◆ Your instructions ◆
Reproduce the listing word for word. Skip any image.

◆ Source excerpt ◆
[BEGIN]

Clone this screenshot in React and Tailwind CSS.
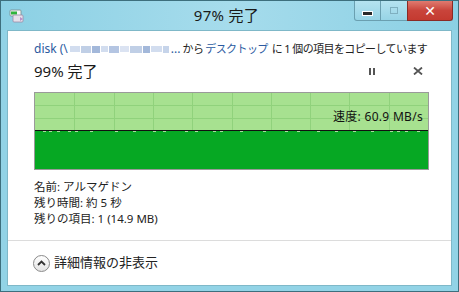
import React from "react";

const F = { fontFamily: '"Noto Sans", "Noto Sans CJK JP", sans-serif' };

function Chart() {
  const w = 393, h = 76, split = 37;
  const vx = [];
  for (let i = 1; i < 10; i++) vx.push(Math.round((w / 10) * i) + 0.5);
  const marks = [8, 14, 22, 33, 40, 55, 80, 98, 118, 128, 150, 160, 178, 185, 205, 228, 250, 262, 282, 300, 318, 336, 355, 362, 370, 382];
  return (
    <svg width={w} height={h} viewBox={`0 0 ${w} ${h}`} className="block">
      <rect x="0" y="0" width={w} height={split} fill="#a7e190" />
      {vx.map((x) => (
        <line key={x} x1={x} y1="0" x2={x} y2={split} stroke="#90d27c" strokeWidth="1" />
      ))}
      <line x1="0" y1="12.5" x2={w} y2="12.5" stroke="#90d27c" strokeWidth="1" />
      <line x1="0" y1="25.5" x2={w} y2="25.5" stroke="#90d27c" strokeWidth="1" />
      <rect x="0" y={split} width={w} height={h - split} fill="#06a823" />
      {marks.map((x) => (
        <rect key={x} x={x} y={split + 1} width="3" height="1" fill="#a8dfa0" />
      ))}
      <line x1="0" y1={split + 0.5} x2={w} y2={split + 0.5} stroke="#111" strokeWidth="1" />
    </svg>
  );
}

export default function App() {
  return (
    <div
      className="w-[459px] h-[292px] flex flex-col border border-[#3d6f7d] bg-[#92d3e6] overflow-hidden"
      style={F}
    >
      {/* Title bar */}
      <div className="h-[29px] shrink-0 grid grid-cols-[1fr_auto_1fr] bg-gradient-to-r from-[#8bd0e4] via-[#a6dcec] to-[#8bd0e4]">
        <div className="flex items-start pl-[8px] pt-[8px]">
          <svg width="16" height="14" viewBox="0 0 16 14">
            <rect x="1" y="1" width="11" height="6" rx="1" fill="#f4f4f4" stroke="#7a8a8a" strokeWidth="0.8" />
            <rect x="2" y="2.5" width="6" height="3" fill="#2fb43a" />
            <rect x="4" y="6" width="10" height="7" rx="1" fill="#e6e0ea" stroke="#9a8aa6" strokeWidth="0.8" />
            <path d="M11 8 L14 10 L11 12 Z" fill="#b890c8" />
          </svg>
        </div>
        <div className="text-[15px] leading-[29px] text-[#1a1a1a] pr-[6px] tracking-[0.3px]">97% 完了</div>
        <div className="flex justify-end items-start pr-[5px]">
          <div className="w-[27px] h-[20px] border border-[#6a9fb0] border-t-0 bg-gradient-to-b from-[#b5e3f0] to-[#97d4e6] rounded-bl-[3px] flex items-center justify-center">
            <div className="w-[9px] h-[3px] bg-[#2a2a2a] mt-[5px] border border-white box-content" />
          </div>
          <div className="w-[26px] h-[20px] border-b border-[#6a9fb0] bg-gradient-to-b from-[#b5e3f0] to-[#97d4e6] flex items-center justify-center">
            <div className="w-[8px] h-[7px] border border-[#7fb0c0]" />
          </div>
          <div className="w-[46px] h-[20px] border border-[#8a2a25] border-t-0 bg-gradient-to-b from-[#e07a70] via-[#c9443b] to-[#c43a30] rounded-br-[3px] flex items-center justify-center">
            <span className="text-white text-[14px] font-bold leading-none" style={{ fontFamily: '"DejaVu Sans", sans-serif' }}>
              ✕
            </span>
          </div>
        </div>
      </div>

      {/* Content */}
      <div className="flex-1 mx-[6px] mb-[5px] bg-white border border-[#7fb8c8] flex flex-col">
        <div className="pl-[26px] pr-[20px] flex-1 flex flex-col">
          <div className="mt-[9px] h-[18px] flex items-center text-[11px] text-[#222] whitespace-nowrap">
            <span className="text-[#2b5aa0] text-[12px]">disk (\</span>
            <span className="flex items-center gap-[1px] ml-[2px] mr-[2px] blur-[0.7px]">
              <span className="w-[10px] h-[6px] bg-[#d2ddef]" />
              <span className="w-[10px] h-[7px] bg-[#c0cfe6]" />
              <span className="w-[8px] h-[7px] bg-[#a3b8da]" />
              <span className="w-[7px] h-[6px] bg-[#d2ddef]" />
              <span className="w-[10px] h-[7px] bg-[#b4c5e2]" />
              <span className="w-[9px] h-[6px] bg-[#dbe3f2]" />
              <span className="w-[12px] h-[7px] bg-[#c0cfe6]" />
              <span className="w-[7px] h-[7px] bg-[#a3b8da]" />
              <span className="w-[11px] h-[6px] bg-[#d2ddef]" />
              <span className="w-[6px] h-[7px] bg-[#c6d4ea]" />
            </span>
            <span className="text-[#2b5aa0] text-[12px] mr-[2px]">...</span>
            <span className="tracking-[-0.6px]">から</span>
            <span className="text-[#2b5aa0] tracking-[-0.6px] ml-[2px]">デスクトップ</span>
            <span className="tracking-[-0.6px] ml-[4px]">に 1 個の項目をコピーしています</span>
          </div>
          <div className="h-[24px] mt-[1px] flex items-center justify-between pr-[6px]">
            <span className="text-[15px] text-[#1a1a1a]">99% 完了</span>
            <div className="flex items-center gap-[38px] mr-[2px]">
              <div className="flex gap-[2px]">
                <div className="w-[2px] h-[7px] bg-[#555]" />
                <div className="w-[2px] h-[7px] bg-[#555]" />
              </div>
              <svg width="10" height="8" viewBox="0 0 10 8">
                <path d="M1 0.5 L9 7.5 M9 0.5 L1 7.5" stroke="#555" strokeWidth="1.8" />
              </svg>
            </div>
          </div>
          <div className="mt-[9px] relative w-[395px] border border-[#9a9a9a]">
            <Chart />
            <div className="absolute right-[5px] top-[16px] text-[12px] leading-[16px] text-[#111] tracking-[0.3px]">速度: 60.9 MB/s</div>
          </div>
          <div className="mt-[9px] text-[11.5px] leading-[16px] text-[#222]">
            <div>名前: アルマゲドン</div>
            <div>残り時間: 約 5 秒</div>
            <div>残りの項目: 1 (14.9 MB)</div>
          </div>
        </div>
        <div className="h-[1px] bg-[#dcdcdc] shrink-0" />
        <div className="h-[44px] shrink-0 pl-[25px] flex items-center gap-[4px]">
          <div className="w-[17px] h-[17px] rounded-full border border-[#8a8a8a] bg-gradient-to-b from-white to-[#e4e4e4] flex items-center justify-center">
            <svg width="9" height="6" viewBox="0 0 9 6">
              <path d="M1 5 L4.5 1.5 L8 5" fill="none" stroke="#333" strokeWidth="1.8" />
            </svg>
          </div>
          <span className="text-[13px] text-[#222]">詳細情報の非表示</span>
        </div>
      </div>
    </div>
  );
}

[END]

◆ The completed task ◆
Clone this screenshot in React and Tailwind CSS.
import React from "react";

const F = { fontFamily: '"Noto Sans", "Noto Sans CJK JP", sans-serif' };

function Chart() {
  const w = 393, h = 76, split = 37;
  const vx = [];
  for (let i = 1; i < 10; i++) vx.push(Math.round((w / 10) * i) + 0.5);
  const marks = [8, 14, 22, 33, 40, 55, 80, 98, 118, 128, 150, 160, 178, 185, 205, 228, 250, 262, 282, 300, 318, 336, 355, 362, 370, 382];
  return (
    <svg width={w} height={h} viewBox={`0 0 ${w} ${h}`} className="block">
      <rect x="0" y="0" width={w} height={split} fill="#a7e190" />
      {vx.map((x) => (
        <line key={x} x1={x} y1="0" x2={x} y2={split} stroke="#90d27c" strokeWidth="1" />
      ))}
      <line x1="0" y1="12.5" x2={w} y2="12.5" stroke="#90d27c" strokeWidth="1" />
      <line x1="0" y1="25.5" x2={w} y2="25.5" stroke="#90d27c" strokeWidth="1" />
      <rect x="0" y={split} width={w} height={h - split} fill="#06a823" />
      {marks.map((x) => (
        <rect key={x} x={x} y={split + 1} width="3" height="1" fill="#a8dfa0" />
      ))}
      <line x1="0" y1={split + 0.5} x2={w} y2={split + 0.5} stroke="#111" strokeWidth="1" />
    </svg>
  );
}

export default function App() {
  return (
    <div
      className="w-[459px] h-[292px] flex flex-col border border-[#3d6f7d] bg-[#92d3e6] overflow-hidden"
      style={F}
    >
      {/* Title bar */}
      <div className="h-[29px] shrink-0 grid grid-cols-[1fr_auto_1fr] bg-gradient-to-r from-[#8bd0e4] via-[#a6dcec] to-[#8bd0e4]">
        <div className="flex items-start pl-[8px] pt-[8px]">
          <svg width="16" height="14" viewBox="0 0 16 14">
            <rect x="1" y="1" width="11" height="6" rx="1" fill="#f4f4f4" stroke="#7a8a8a" strokeWidth="0.8" />
            <rect x="2" y="2.5" width="6" height="3" fill="#2fb43a" />
            <rect x="4" y="6" width="10" height="7" rx="1" fill="#e6e0ea" stroke="#9a8aa6" strokeWidth="0.8" />
            <path d="M11 8 L14 10 L11 12 Z" fill="#b890c8" />
          </svg>
        </div>
        <div className="text-[15px] leading-[29px] text-[#1a1a1a] pr-[6px] tracking-[0.3px]">97% 完了</div>
        <div className="flex justify-end items-start pr-[5px]">
          <div className="w-[27px] h-[20px] border border-[#6a9fb0] border-t-0 bg-gradient-to-b from-[#b5e3f0] to-[#97d4e6] rounded-bl-[3px] flex items-center justify-center">
            <div className="w-[9px] h-[3px] bg-[#2a2a2a] mt-[5px] border border-white box-content" />
          </div>
          <div className="w-[26px] h-[20px] border-b border-[#6a9fb0] bg-gradient-to-b from-[#b5e3f0] to-[#97d4e6] flex items-center justify-center">
            <div className="w-[8px] h-[7px] border border-[#7fb0c0]" />
          </div>
          <div className="w-[46px] h-[20px] border border-[#8a2a25] border-t-0 bg-gradient-to-b from-[#e07a70] via-[#c9443b] to-[#c43a30] rounded-br-[3px] flex items-center justify-center">
            <span className="text-white text-[14px] font-bold leading-none" style={{ fontFamily: '"DejaVu Sans", sans-serif' }}>
              ✕
            </span>
          </div>
        </div>
      </div>

      {/* Content */}
      <div className="flex-1 mx-[6px] mb-[5px] bg-white border border-[#7fb8c8] flex flex-col">
        <div className="pl-[26px] pr-[20px] flex-1 flex flex-col">
          <div className="mt-[9px] h-[18px] flex items-center text-[11px] text-[#222] whitespace-nowrap">
            <span className="text-[#2b5aa0] text-[12px]">disk (\</span>
            <span className="flex items-center gap-[1px] ml-[2px] mr-[2px] blur-[0.7px]">
              <span className="w-[10px] h-[6px] bg-[#d2ddef]" />
              <span className="w-[10px] h-[7px] bg-[#c0cfe6]" />
              <span className="w-[8px] h-[7px] bg-[#a3b8da]" />
              <span className="w-[7px] h-[6px] bg-[#d2ddef]" />
              <span className="w-[10px] h-[7px] bg-[#b4c5e2]" />
              <span className="w-[9px] h-[6px] bg-[#dbe3f2]" />
              <span className="w-[12px] h-[7px] bg-[#c0cfe6]" />
              <span className="w-[7px] h-[7px] bg-[#a3b8da]" />
              <span className="w-[11px] h-[6px] bg-[#d2ddef]" />
              <span className="w-[6px] h-[7px] bg-[#c6d4ea]" />
            </span>
            <span className="text-[#2b5aa0] text-[12px] mr-[2px]">...</span>
            <span className="tracking-[-0.6px]">から</span>
            <span className="text-[#2b5aa0] tracking-[-0.6px] ml-[2px]">デスクトップ</span>
            <span className="tracking-[-0.6px] ml-[4px]">に 1 個の項目をコピーしています</span>
          </div>
          <div className="h-[24px] mt-[1px] flex items-center justify-between pr-[6px]">
            <span className="text-[15px] text-[#1a1a1a]">99% 完了</span>
            <div className="flex items-center gap-[38px] mr-[2px]">
              <div className="flex gap-[2px]">
                <div className="w-[2px] h-[7px] bg-[#555]" />
                <div className="w-[2px] h-[7px] bg-[#555]" />
              </div>
              <svg width="10" height="8" viewBox="0 0 10 8">
                <path d="M1 0.5 L9 7.5 M9 0.5 L1 7.5" stroke="#555" strokeWidth="1.8" />
              </svg>
            </div>
          </div>
          <div className="mt-[9px] relative w-[395px] border border-[#9a9a9a]">
            <Chart />
            <div className="absolute right-[5px] top-[16px] text-[12px] leading-[16px] text-[#111] tracking-[0.3px]">速度: 60.9 MB/s</div>
          </div>
          <div className="mt-[9px] text-[11.5px] leading-[16px] text-[#222]">
            <div>名前: アルマゲドン</div>
            <div>残り時間: 約 5 秒</div>
            <div>残りの項目: 1 (14.9 MB)</div>
          </div>
        </div>
        <div className="h-[1px] bg-[#dcdcdc] shrink-0" />
        <div className="h-[44px] shrink-0 pl-[25px] flex items-center gap-[4px]">
          <div className="w-[17px] h-[17px] rounded-full border border-[#8a8a8a] bg-gradient-to-b from-white to-[#e4e4e4] flex items-center justify-center">
            <svg width="9" height="6" viewBox="0 0 9 6">
              <path d="M1 5 L4.5 1.5 L8 5" fill="none" stroke="#333" strokeWidth="1.8" />
            </svg>
          </div>
          <span className="text-[13px] text-[#222]">詳細情報の非表示</span>
        </div>
      </div>
    </div>
  );
}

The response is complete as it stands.